Because I have a pubertal child interested in Musical Theater and in learning French, I downloaded the 1991 French version of the originally French musical, Les Miserables, with music by Claude-Michel Shonberg (can't get those umlauts in there, sorry) and lyrics by Alain Boublil and Jean-Marc Natel.
Hey, two birds, one stone. (Sounds like a particularly appropriate metaphor for Les Miserables for some reason.)
Now, I am not a fan of Les Miserables, the musical. I lump it in there with the Andrew Lloyd Webber school of musical, lots of spectacle, hard to sing, storming barricades, flying helicopters and falling chandeliers. Meh.
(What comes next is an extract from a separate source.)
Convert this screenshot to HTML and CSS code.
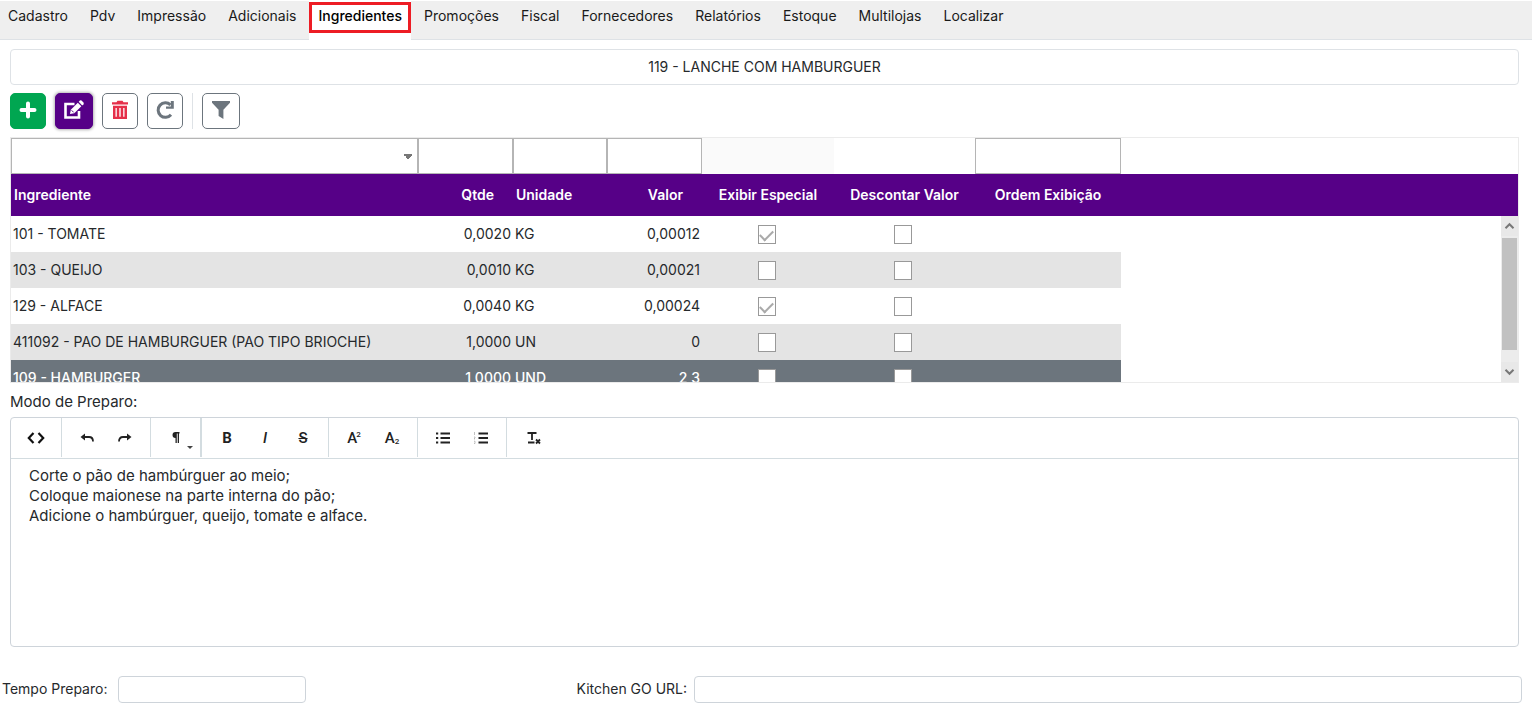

And then, I hear the score for Les Miserables in French. My God. It's so much better. No more lyrics straining to fit the words and story. The music feels so right for the words. Even the sounds of the words fit better. Maybe my problem was just with those damned British (Cockney, BBC Narrator) accents?
(Love those sulfurous greens, don't you? I wonder if that's supposed to be Sheele's Green, one of the literally deadly green dyes that were popular around this time?)
And, yes, since this is on stage and not in a film, where the director decided to show us how absolutely stupid and futile it is to lose so many lives manning a barricade blocking nothing, since the rest of a city has already surrendered.
At any rate, I highly recommend listening to Les Miserables en Français. Especially if you are planning to storm some barricades of your own, as we are doing today in our fair city. Alons y!